Selon nos informations, quelque 150 personnes sont concernées par cette mesure. Les détails n’ont cependant pas encore été communiqués jusqu’ici, d’autant que la loi doit être amendée avant que les veuves concernées ne puissent en bénéficier. Suivant l’abrogation de la ‘Muslim Personal Law’ (MPL) par le gouvernement de Sir Anerood Jugnauth en 1987, les veuves musulmanes mariées religieusement n’étaient plus éligibles à une pension de l’État. En 1990, la loi avait été amendée pour permettre aux veuves musulmanes d’obtenir une pension. Le hic, cette loi n’avait pas d’effet rétroactif et donc, laissant ainsi celles qui s’étaient mariées religieusement entre 1987 à 1990 sur les carreaux. Il a d’ailleurs fallu un règlement introduit en 2014 par Shakeel Mohamed sous l’ancien gouvernement travailliste pour que de nombreuses veuves musulmanes mariées religieusement à partir de 1990 peuvent se régulariser.

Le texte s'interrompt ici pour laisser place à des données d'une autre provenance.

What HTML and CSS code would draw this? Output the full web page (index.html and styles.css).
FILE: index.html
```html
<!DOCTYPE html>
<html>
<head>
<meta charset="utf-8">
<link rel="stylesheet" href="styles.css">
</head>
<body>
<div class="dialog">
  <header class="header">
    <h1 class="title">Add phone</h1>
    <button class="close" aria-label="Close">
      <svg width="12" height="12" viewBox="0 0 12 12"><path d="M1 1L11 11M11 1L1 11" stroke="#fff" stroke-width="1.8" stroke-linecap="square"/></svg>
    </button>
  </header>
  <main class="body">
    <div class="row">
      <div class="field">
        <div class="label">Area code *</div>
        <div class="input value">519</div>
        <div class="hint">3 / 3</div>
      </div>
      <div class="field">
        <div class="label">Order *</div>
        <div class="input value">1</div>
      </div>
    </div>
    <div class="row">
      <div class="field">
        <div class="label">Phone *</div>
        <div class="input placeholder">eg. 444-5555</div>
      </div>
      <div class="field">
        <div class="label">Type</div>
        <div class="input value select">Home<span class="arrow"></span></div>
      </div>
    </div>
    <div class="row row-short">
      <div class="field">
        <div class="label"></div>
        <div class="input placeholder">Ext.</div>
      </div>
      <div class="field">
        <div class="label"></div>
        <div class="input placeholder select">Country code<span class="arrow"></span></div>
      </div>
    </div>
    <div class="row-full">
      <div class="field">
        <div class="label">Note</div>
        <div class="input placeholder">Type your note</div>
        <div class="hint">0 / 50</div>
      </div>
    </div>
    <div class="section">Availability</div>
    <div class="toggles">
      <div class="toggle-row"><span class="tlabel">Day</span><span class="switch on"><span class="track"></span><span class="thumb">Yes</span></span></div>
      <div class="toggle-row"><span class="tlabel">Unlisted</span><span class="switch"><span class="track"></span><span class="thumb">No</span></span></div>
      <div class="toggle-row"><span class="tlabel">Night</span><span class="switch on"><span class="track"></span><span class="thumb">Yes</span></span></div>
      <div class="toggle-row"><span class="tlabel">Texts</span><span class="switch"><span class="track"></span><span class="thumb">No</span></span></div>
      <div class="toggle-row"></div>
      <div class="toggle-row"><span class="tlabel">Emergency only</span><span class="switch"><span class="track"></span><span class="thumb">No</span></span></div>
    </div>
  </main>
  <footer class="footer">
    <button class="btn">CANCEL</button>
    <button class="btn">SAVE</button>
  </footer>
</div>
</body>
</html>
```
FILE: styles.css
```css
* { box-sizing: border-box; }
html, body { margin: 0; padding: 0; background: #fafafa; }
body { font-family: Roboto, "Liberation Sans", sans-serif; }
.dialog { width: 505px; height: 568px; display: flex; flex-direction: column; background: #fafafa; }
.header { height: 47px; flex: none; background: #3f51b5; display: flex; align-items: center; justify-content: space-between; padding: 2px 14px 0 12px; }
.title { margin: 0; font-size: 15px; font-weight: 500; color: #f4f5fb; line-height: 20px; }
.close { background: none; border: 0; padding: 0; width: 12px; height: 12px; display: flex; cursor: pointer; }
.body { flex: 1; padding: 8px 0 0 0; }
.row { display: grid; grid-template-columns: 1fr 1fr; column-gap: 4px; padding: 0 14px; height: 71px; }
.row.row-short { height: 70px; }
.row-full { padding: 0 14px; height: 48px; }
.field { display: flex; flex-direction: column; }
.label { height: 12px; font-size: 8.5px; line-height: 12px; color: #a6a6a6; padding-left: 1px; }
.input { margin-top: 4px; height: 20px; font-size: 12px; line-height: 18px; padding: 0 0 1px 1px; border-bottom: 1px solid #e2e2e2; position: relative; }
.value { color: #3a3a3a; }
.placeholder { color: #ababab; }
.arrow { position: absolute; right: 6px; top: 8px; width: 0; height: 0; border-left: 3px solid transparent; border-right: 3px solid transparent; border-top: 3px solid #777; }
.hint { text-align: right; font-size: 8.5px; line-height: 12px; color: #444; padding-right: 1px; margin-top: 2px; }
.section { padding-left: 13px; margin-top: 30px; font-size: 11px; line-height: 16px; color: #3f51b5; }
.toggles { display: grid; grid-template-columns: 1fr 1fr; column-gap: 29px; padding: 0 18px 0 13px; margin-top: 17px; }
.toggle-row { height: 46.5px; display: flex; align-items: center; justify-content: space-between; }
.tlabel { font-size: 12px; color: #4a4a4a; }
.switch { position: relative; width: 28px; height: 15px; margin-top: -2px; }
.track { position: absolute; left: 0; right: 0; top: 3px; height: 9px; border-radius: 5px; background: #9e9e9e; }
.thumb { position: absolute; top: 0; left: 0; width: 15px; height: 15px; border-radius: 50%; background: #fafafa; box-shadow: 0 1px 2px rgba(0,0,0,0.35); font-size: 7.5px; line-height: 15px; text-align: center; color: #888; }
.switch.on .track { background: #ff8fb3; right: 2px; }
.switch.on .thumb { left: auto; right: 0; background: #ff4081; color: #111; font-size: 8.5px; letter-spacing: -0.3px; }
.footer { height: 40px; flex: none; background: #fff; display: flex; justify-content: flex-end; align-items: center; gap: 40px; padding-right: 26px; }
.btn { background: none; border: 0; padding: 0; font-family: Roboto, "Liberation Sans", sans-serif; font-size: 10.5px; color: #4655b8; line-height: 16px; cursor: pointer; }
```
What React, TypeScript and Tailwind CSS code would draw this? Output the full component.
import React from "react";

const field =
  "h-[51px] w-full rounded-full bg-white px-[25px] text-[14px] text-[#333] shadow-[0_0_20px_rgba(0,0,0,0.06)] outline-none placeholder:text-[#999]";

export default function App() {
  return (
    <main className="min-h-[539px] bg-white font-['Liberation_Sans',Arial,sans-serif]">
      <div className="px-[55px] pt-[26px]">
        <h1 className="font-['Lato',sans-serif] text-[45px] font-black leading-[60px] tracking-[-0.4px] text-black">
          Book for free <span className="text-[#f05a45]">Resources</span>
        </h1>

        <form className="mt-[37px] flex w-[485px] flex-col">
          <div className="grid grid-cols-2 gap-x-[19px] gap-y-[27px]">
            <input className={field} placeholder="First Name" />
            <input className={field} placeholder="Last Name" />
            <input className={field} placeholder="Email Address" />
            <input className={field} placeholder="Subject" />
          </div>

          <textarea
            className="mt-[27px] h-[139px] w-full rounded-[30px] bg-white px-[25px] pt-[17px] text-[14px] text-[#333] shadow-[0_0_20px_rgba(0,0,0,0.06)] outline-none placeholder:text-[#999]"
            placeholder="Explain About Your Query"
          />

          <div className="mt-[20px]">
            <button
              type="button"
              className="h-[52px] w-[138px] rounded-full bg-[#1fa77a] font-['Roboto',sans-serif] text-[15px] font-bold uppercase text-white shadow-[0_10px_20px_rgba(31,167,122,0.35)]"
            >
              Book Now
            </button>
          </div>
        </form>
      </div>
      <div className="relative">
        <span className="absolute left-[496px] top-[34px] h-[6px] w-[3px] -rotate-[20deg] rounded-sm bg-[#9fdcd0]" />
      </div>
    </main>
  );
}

Depuis, des chefs religieux ainsi que des députés, principalement ceux du PTr, ont continué de lutter pour que celles ayant contracté le nikah entre 1987 et 1990 puissent aussi bénéficier d’une pension. Le PTr, à travers un engagement de son leader Navin Ramgoolam, avait même promis de régler ce problème si son parti était élu.

Quand le gouvernement MSM évoquait un « preferred treatment »

Shakeel Mohamed avait d’ailleurs déposé une motion au Parlement en octobre 2018 pour que la section 4 de la ‘Status Civil Act’ soit amendée pour permettre aux veuves concernées de bénéficier de la pension de veuve. « I implore that Government looks into this matter as a human rights issue. Our citizens cannot be made to submit to a situation where there is different treatment at different periods of time », avait plaidé le député travailliste. En vain. « I would say that, to this day, in this country, in fact, a preferred treatment has been given to one set of Mauritians because of specific, perhaps religious connotations in their culture », avait alors réagi l’ancien ministre Etienne Sinatambou à l’Assemblée nationale, en soutenant que « there is no unfairness, no inhuman treatment. In fact, I will say that preferential treatment is being given to the widows ». 

Interrogé, Shakeel Mohamed rappelle que c’est le gouvernement MSM lui-même qui a provoqué cette situation. « SAJ a abrogé la Muslim Personal Law pour punir les Musulmans et les veuves musulmanes avec », insiste le député. Même par la suite, les veuves musulmanes ont éprouvé beaucoup de difficultés pour se faire enregistrer d’abord parce que le MFC n’existait pas, ensuite parce que les prêtres religieux (ndlr : imams) n’étaient eux-mêmes pas enregistré auprès du MFC et finalement parce qu’il relevait d’une tâche herculéenne pour les veuves musulmanes de prouver qu’elles étaient mariées religieusement.

Revenant sur la motion qu’il avait présentée au Parlement en 2018, Shakeel Mohamed fustige le MSM, principalement les anciens ministres Sinatambou et Gayan qui s’étaient montrés dédaigneux envers cette motion. « Sous le gouvernement Jugnauth, tous les appels qu’Osman Mahomed et moi-même ont fait sont tombés dans l’oreille d’un sourd », martèle-t-il. « Aujourd’hui, le MSM ne fait que corriger l’erreur monumentale commise par le MSM lui-même », insiste le député travailliste du no. 3.

Rembourser les arriérages

Shakeel Mohamed est catégorique concernant le paiement de cette pension. « Le gouvernement doit aussi rembourser les arriérages de toutes ces veuves qui ont été pénalisées jusqu’ici. C’est leurs dus. C’est une dette que le gouvernement a envers ces veuves qui ont dû s’éreinter pour nourrir leurs enfants parce que le gouvernement Jugnauth avait traité leur mariage comme un concubinage », renchérit-il. Le député fustige également des proches du MSM, qu’il qualifie d’extrême droite, qui dénoncent cette mesure. Il leur demande de prendre exemple sur la grandeur démocratique de l’Inde qui reconnait les droits des minorités. 

Baseer Mohabuth plaide pour un effet rétroactif

Pour sa part, Basir Mohabuth du QBMC se dit « satisfait » de cette décision du gouvernement mais plaide pour que ce paiement soit fait avec effet rétroactif, voire à partir de la date du décès de l’époux.